Whatever you choose for day three, the point is the same. The grasslands and shola forest up here are the actual landscape of the Palani Hills, and you only really meet them once you leave the lake and town behind.

A few honest notes

Go early for the views. We have said it twice because it matters more than anything else.

Skip Silver Cascade. The waterfall on the ghat road is on every itinerary and is usually a crush of vehicles and vendors with a modest fall behind them. If you are driving past anyway, glance at it. Do not plan around it.

Watch the season. Kodai is loveliest and busiest in summer, properly wet in the monsoon, and cold and clear in the winter months. The wet months turn the falls on and the viewpoints off. If you are weighing when to come, that trade-off is worth thinking through before you book.

Stay in the right place for your plan. A town base puts the lake and walks at your feet but keeps you in the busy part. A quieter base out of town trades convenience for calm. We have laid out the where-to-stay trade-offs in detail if you are still deciding.

Frequently asked questions

Is 2 days enough for Kodaikanal? Yes, for the main sights. Two full days covers the lake, the town walks, and the southern viewpoints at a reasonable pace. A third day is for the villages and grasslands out of town, which most visitors skip and shouldn't.

What is the best way to get around Kodaikanal? On foot in town, and by hired taxi for the viewpoints. There are no app cabs here.

Do you need a permit for anything? For Berijam Lake, yes. It sits inside a reserve forest with a daily cap on visitors, and you arrange the permit a day ahead.

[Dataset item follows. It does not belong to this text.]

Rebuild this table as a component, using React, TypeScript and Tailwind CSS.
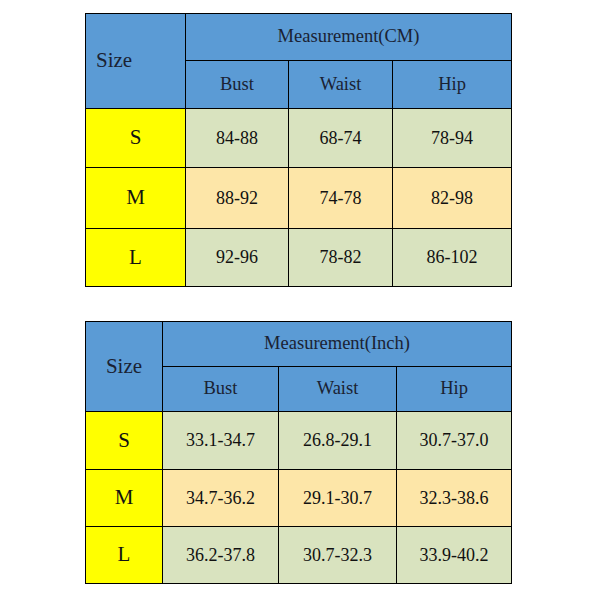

The other main sights are open to anyone, usually with a small entry fee.

Where should I base myself? In town if you want to walk to the lake and the bazaar, out of town if you want quiet and don't mind a short drive in. Either works for this itinerary.


However you split the days, the trick with Kodai is to slow down to its size rather than racing a list. It rewards the morning you spend doing very little by the lake at least as much as the one you spend chasing viewpoints.